Arbitron report good news for digital signage statistics enthusiasts

Some day I hope to sell a line of digital signage trading cards. On the front is a picture of the screen. One the back, the vital stats.  I'm not sure whether I'll go with a traditional baseball card-style collect-them-for-the-sake-of-collecting model, or something more along the lines of Magic: The Gathering where networks duke it out for the title of Grand Champion (or something).
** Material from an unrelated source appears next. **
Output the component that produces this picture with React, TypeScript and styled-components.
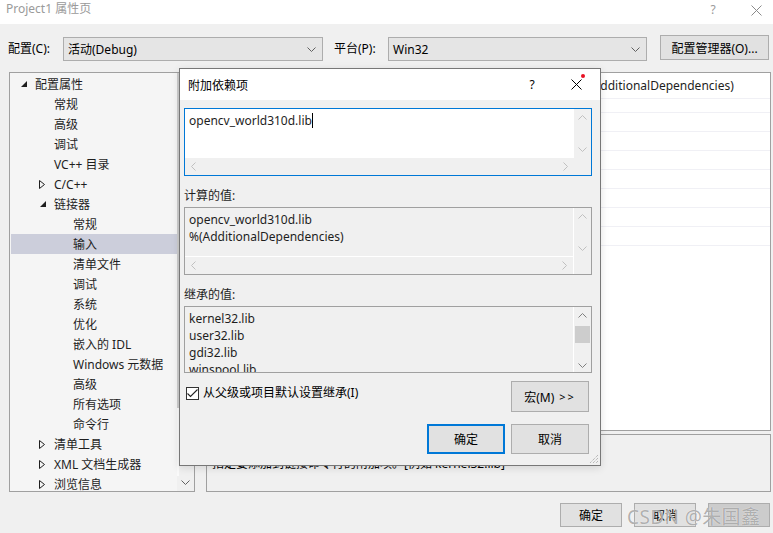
import React from 'react';
import styled, { createGlobalStyle } from 'styled-components';

const GlobalStyle = createGlobalStyle`
  html, body { margin: 0; padding: 0; background: #f0f0f0; }
  * { box-sizing: border-box; }
`;

const FONT = `"Noto Sans", "Noto Sans CJK SC", sans-serif`;

const Root = styled.div`
  position: relative;
  width: 773px;
  height: 533px;
  overflow: hidden;
  background: #f0f0f0;
  font-family: ${FONT};
  font-size: 12px;
  color: #000;
  display: flex;
  flex-direction: column;
`;

const TitleBar = styled.div`
  height: 24px;
  background: #fff;
  display: flex;
  align-items: flex-start;
  padding: 1px 0 0 6px;
  color: #9a9a9a;
  line-height: 16px;
`;

const TitleText = styled.div`
  flex: 1;
`;

const TitleButton = styled.div<{ w: number; ml?: number }>`
  width: ${p => p.w}px;
  margin-left: ${p => p.ml || 0}px;
  height: 18px;
  display: flex;
  align-items: center;
  justify-content: center;
  color: #9a9a9a;
`;

const ConfigRow = styled.div`
  height: 48px;
  display: flex;
  align-items: flex-start;
  padding: 13px 0 0 8px;
`;

const FieldLabel = styled.span<{ w: number; ml?: number }>`
  width: ${p => p.w}px;
  margin-left: ${p => p.ml || 0}px;
  line-height: 24px;
  white-space: nowrap;
`;

const Select = styled.div<{ w: number }>`
  width: ${p => p.w}px;
  height: 24px;
  background: #e5e5e5;
  border: 1px solid #adadad;
  display: flex;
  align-items: center;
  padding: 0 6px 0 4px;
`;

const SelectText = styled.div`
  flex: 1;
`;

const Button = styled.div<{ w: number; h: number; primary?: boolean; dim?: boolean }>`
  width: ${p => p.w}px;
  height: ${p => p.h}px;
  background: ${p => (p.dim ? '#cccccc' : '#e1e1e1')};
  border: ${p => (p.primary ? '2px solid #0078d7' : '1px solid #adadad')};
  display: flex;
  align-items: center;
  justify-content: center;
  white-space: nowrap;
`;

const ManagerButton = styled(Button)`
  margin: -2px 0 0 13px;
`;

const Main = styled.div`
  display: flex;
  height: 421px;
`;

const Tree = styled.div`
  margin-left: 9px;
  width: 186px;
  height: 420px;
  border: 1px solid #a0a0a0;
  background: #f5f5f5;
  display: flex;
  overflow: hidden;
`;

const TreeList = styled.div`
  flex: 1;
  padding-top: 1px;
`;

const TreeRow = styled.div<{ level: number; selected?: boolean }>`
  height: 20px;
  display: flex;
  align-items: center;
  position: relative;
  margin-left: 1px;
  padding-left: ${p => 24 + p.level * 19}px;
  background: ${p => (p.selected ? '#cccedb' : 'transparent')};
  white-space: nowrap;
  color: #1e1e1e;
`;

const TreeArrow = styled.span`
  position: absolute;
  top: 0;
  height: 20px;
  display: flex;
  align-items: center;
`;

const TreeScroll = styled.div`
  width: 17px;
  display: flex;
  flex-direction: column;
  align-items: center;
  background: #f0f0f0;
  padding-bottom: 6px;
`;

const TreeThumb = styled.div`
  align-self: stretch;
  height: 335px;
  border-left: 2px solid #cdcdcd;
`;

const TreeTrack = styled.div`
  align-self: stretch;
  flex: 1;
  border-left: 2px solid #fafafa;
  margin-bottom: 4px;
`;

const RightCol = styled.div`
  margin-left: 11px;
  width: 565px;
  display: flex;
  flex-direction: column;
  gap: 3px;
`;

const Grid = styled.div`
  height: 359px;
  border: 1px solid #a0a0a0;
  background: #fff;
  overflow: hidden;
`;

const GridRow = styled.div<{ h: number }>`
  height: ${p => p.h}px;
  border-bottom: 1px solid #f0f0f5;
  display: flex;
  align-items: center;
`;

const GridName = styled.span`
  width: 246px;
  padding-left: 8px;
`;

const GridValue = styled.span`
  color: #1e1e1e;
  white-space: nowrap;
`;

const Desc = styled.div`
  height: 58px;
  border: 1px solid #a0a0a0;
  padding: 5px 0 0 5px;
  line-height: 16px;
`;

const DescTitle = styled.div`
  font-weight: bold;
`;

const Footer = styled.div`
  display: flex;
  justify-content: flex-end;
  gap: 12px;
  padding: 10px 3px 0 0;
`;

const Dialog = styled.div`
  position: absolute;
  left: 179px;
  top: 68px;
  width: 422px;
  height: 398px;
  border: 1px solid #777;
  background: #f0f0f0;
  display: flex;
  flex-direction: column;
  box-shadow: 0 2px 8px rgba(0, 0, 0, 0.12);
`;

const DialogTitle = styled.div`
  height: 31px;
  background: #fff;
  display: flex;
  align-items: center;
  padding-left: 8px;
  position: relative;
`;

const DialogTitleText = styled.div`
  flex: 1;
`;

const DialogIcon = styled.div<{ w: number }>`
  width: ${p => p.w}px;
  display: flex;
  justify-content: center;
  align-items: center;
`;

const RedDot = styled.span`
  position: absolute;
  left: 401px;
  top: 5px;
  width: 4px;
  height: 4px;
  border-radius: 50%;
  background: #e81123;
`;

const DialogBody = styled.div`
  flex: 1;
  padding: 8px 8px 10px 4px;
  display: flex;
  flex-direction: column;
  position: relative;
`;

const TextBox = styled.div<{ h: number; active?: boolean; hscroll?: boolean }>`
  height: ${p => p.h}px;
  border: 1px solid ${p => (p.active ? '#0078d7' : '#a0a0a0')};
  display: grid;
  grid-template-columns: 1fr 17px;
  grid-template-rows: ${p => (p.hscroll ? '1fr 17px' : '1fr')};
  background: #f0f0f0;
  overflow: hidden;
`;

const TextArea = styled.div<{ active?: boolean; open?: boolean }>`
  background: ${p => (p.active ? '#fff' : '#f0f0f0')};
  padding: ${p => (p.active ? '3px 4px' : '3px 4px 0')};
  line-height: 17px;
  color: #1e1e1e;
  overflow: hidden;
  border-right: ${p => (p.active ? 'none' : '1px solid #fff')};
  border-bottom: ${p => (p.active || p.open ? 'none' : '1px solid #fff')};
`;

const Caret = styled.span`
  display: inline-block;
  width: 1px;
  height: 15px;
  background: #000;
  vertical-align: -3px;
`;

const VScroll = styled.div`
  display: flex;
  flex-direction: column;
  align-items: center;
  justify-content: space-between;
  padding: 6px 0;
`;

const HScroll = styled.div<{ edge?: boolean }>`
  display: flex;
  align-items: center;
  justify-content: space-between;
  padding: 0 6px;
  border-right: ${p => (p.edge ? '1px solid #fff' : 'none')};
`;

const Corner = styled.div``;

const Thumb = styled.div`
  width: 15px;
  height: 17px;
  background: #cdcdcd;
`;

const ScrollCol = styled.div`
  display: flex;
  flex-direction: column;
  align-items: center;
  padding: 6px 0 4px;
  gap: 8px;
`;

const Spacer = styled.div`
  flex: 1;
`;

const BoxLabel = styled.div`
  line-height: 16px;
  padding: 12px 0 3px;
  color: #1e1e1e;
`;

const CheckRow = styled.div`
  display: flex;
  align-items: flex-start;
  margin-top: 8px;
  padding-right: 3px;
`;

const CheckBox = styled.span`
  width: 13px;
  height: 13px;
  border: 1px solid #333;
  background: #fff;
  margin: 6px 4px 0 2px;
  display: flex;
  align-items: center;
  justify-content: center;
`;

const CheckLabel = styled.span`
  flex: 1;
  line-height: 24px;
`;

const Arrows = styled.span`
  letter-spacing: 2px;
  margin-left: 5px;
  font-size: 11px;
`;

const DialogButtons = styled.div`
  display: flex;
  justify-content: flex-end;
  gap: 6px;
  margin-top: 12px;
  padding-right: 3px;
`;

const Grip = styled.span`
  position: absolute;
  right: 1px;
  bottom: 1px;
  display: flex;
`;

const Watermark = styled.div`
  position: absolute;
  left: 627px;
  top: 502px;
  font-size: 19px;
  letter-spacing: 0.4px;
  color: rgba(110, 110, 110, 0.55);
  text-shadow: 0 0 1px #fff;
  white-space: nowrap;
`;

const Chevron = ({ dir, color = '#c0c0c0' }: { dir: 'up' | 'down' | 'left' | 'right'; color?: string }) => {
  const pts = {
    up: '0.5,4.5 4.5,0.5 8.5,4.5',
    down: '0.5,0.5 4.5,4.5 8.5,0.5',
    left: '4.5,0.5 0.5,4.5 4.5,8.5',
    right: '0.5,0.5 4.5,4.5 0.5,8.5',
  }[dir];
  const vertical = dir === 'up' || dir === 'down';
  return (
    <svg width={vertical ? 9 : 5} height={vertical ? 5 : 9} style={{ display: 'block' }}>
      <polyline points={pts} fill="none" stroke={color} strokeWidth="1" />
    </svg>
  );
};

const Cross = ({ size, color }: { size: number; color: string }) => (
  <svg width={size} height={size} style={{ display: 'block' }}>
    <path d={`M0.5 0.5 L${size - 0.5} ${size - 0.5} M${size - 0.5} 0.5 L0.5 ${size - 0.5}`} stroke={color} strokeWidth="1" />
  </svg>
);

const Expanded = () => (
  <svg width="6" height="6" style={{ display: 'block' }}>
    <polygon points="6,0 6,6 0,6" fill="#1e1e1e" />
  </svg>
);

const Collapsed = () => (
  <svg width="6" height="9" style={{ display: 'block' }}>
    <polygon points="0.5,0.5 5.5,4.5 0.5,8.5" fill="none" stroke="#1e1e1e" strokeWidth="1" />
  </svg>
);

type Node = { t: string; l: number; exp?: boolean; col?: boolean; sel?: boolean };

const nodes: Node[] = [
  { t: '配置属性', l: 0, exp: true },
  { t: '常规', l: 1 },
  { t: '高级', l: 1 },
  { t: '调试', l: 1 },
  { t: 'VC++ 目录', l: 1 },
  { t: 'C/C++', l: 1, col: true },
  { t: '链接器', l: 1, exp: true },
  { t: '常规', l: 2 },
  { t: '输入', l: 2, sel: true },
  { t: '清单文件', l: 2 },
  { t: '调试', l: 2 },
  { t: '系统', l: 2 },
  { t: '优化', l: 2 },
  { t: '嵌入的 IDL', l: 2 },
  { t: 'Windows 元数据', l: 2 },
  { t: '高级', l: 2 },
  { t: '所有选项', l: 2 },
  { t: '命令行', l: 2 },
  { t: '清单工具', l: 1, col: true },
  { t: 'XML 文档生成器', l: 1, col: true },
  { t: '浏览信息', l: 1, col: true },
];

// first row is the one being edited, the rest are empty under the dialog
const gridRows = [
  { h: 26, name: '附加依赖项', value: 'opencv_world310d.lib;%(AdditionalDependencies)' },
  { h: 14, name: '', value: '' },
  { h: 19, name: '', value: '' },
  { h: 19, name: '', value: '' },
  { h: 19, name: '', value: '' },
  { h: 19, name: '', value: '' },
  { h: 19, name: '', value: '' },
  { h: 19, name: '', value: '' },
  { h: 19, name: '', value: '' },
];

export default function App() {
  return (
    <Root>
      <GlobalStyle />
      <TitleBar>
        <TitleText>Project1 属性页</TitleText>
        <TitleButton w={14}>?</TitleButton>
        <TitleButton w={33} ml={20}>
          <Cross size={11} color="#8a8a8a" />
        </TitleButton>
      </TitleBar>

      <ConfigRow>
        <FieldLabel w={55}>配置(C):</FieldLabel>
        <Select w={260}>
          <SelectText>活动(Debug)</SelectText>
          <Chevron dir="down" color="#606060" />
        </Select>
        <FieldLabel w={54} ml={11}>平台(P):</FieldLabel>
        <Select w={259}>
          <SelectText>Win32</SelectText>
          <Chevron dir="down" color="#606060" />
        </Select>
        <ManagerButton w={109} h={25}>配置管理器(O)...</ManagerButton>
      </ConfigRow>

      <Main>
        <Tree>
          <TreeList>
            {nodes.map((n, i) => (
              <TreeRow key={i} level={n.l} selected={n.sel}>
                {(n.exp || n.col) && (
                  <TreeArrow style={{ left: 10 + n.l * 19 - (n.col ? 1 : 0) }}>
                    {n.exp ? <Expanded /> : <Collapsed />}
                  </TreeArrow>
                )}
                {n.t}
              </TreeRow>
            ))}
          </TreeList>
          <TreeScroll>
            <TreeThumb />
            <TreeTrack />
            <Chevron dir="down" color="#606060" />
          </TreeScroll>
        </Tree>

        <RightCol>
          <Grid>
            {gridRows.map((r, i) => (
              <GridRow key={i} h={r.h}>
                <GridName>{r.name}</GridName>
                <GridValue>{r.value}</GridValue>
              </GridRow>
            ))}
          </Grid>
          <Desc>
            <DescTitle>附加依赖项</DescTitle>
            <div>指定要添加到链接命令行的附加项。[例如 kernel32.lib]</div>
          </Desc>
        </RightCol>
      </Main>

      <Footer>
        <Button w={62} h={24}>确定</Button>
        <Button w={62} h={24}>取消</Button>
        <Button w={62} h={24} dim />
      </Footer>

      <Dialog>
        <DialogTitle>
          <DialogTitleText>附加依赖项</DialogTitleText>
          <DialogIcon w={40}>?</DialogIcon>
          <DialogIcon w={48}>
            <Cross size={11} color="#000" />
          </DialogIcon>
          <RedDot />
        </DialogTitle>
        <DialogBody>
          <TextBox h={68} active hscroll>
            <TextArea active>
              opencv_world310d.lib<Caret />
            </TextArea>
            <VScroll>
              <Chevron dir="up" />
              <Chevron dir="down" />
            </VScroll>
            <HScroll>
              <Chevron dir="left" />
              <Chevron dir="right" />
            </HScroll>
            <Corner />
          </TextBox>

          <BoxLabel>计算的值:</BoxLabel>
          <TextBox h={68} hscroll>
            <TextArea>
              opencv_world310d.lib
              <br />
              %(AdditionalDependencies)
            </TextArea>
            <VScroll>
              <Chevron dir="up" />
              <Chevron dir="down" />
            </VScroll>
            <HScroll edge>
              <Chevron dir="left" />
              <Chevron dir="right" />
            </HScroll>
            <Corner />
          </TextBox>

          <BoxLabel>继承的值:</BoxLabel>
          <TextBox h={67}>
            <TextArea open>
              kernel32.lib
              <br />
              user32.lib
              <br />
              gdi32.lib
              <br />
              winspool.lib
            </TextArea>
            <ScrollCol>
              <Chevron dir="up" color="#808080" />
              <Thumb />
              <Spacer />
              <Chevron dir="down" color="#808080" />
            </ScrollCol>
          </TextBox>

          <CheckRow>
            <CheckBox>
              <svg width="11" height="9" style={{ display: 'block' }}>
                <polyline points="0.5,4.5 3.5,7.5 10.5,0.5" fill="none" stroke="#222" strokeWidth="1.1" />
              </svg>
            </CheckBox>
            <CheckLabel>从父级或项目默认设置继承(I)</CheckLabel>
            <Button w={78} h={31}>
              宏(M)<Arrows>&gt;&gt;</Arrows>
            </Button>
          </CheckRow>

          <DialogButtons>
            <Button w={78} h={30} primary>确定</Button>
            <Button w={78} h={30}>取消</Button>
          </DialogButtons>

          <Grip>
            <svg width="10" height="10" style={{ display: 'block' }}>
              <path d="M9 1 L1 9 M9 4 L4 9 M9 7 L7 9" stroke="#a0a0a0" strokeWidth="1" strokeDasharray="1 1" />
            </svg>
          </Grip>
        </DialogBody>
      </Dialog>

      <Watermark>CSDN @朱国鑫</Watermark>
    </Root>
  );
}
Either way, it looks like CARE Media would be one to have (though perhaps not its rookie year), if you believe what Arbitron has to say about them:


With an average wait-time of 17 minutes while being exposed to CARE Media programming, the Arbitron study found that:

  • 64% of viewers recalled at least one of the advertisements that was shown in the program they were watching
  • 63% of viewers go shopping on the same day after being exposed to CARE Media programming and advertisers
  • After being exposed to CARE Media programming and advertisers, consumer's next shopping trip is to:
    • Grocery store - 38%
    • Drug store/pharmacy - 35%
    • The mall - 9%
    • Convenience store - 3%

After viewing CARE Media programming, consumers recalled advertisements for:

  • Child care products - 46%
  • Pharmaceutical products - 33%
  • Pet care products - 46%
  • Healthcare products - 26%
  • Informational websites - 32%
  • Retail outlets - 35%
  • Consumer products - 34%


A majority (92%) think CARE Media TV is a good thing for doctors' offices to offer clients while in the waiting area

  • 91% think CARE Media TV helps to pass the time spent waiting
  • 88% think CARE Media TV is a credible source of information that they find useful
  • 67% think that CARE Media TV enhances the patient-doctor relationship

In addition, 76% of viewers plan on watching CARE Media TV the next time they visit this or any other medical office.

I'd like to see some research as to why certain types of ads were more memorable than others (though it could be anything from production values/budget to frequency), as well as whether or not there was any correlation in media exposure and purchasing behavior (which would be a pretty neat trick, considering that you'd have to somehow isolate the effects of that media exposure from all of the other contributing factors).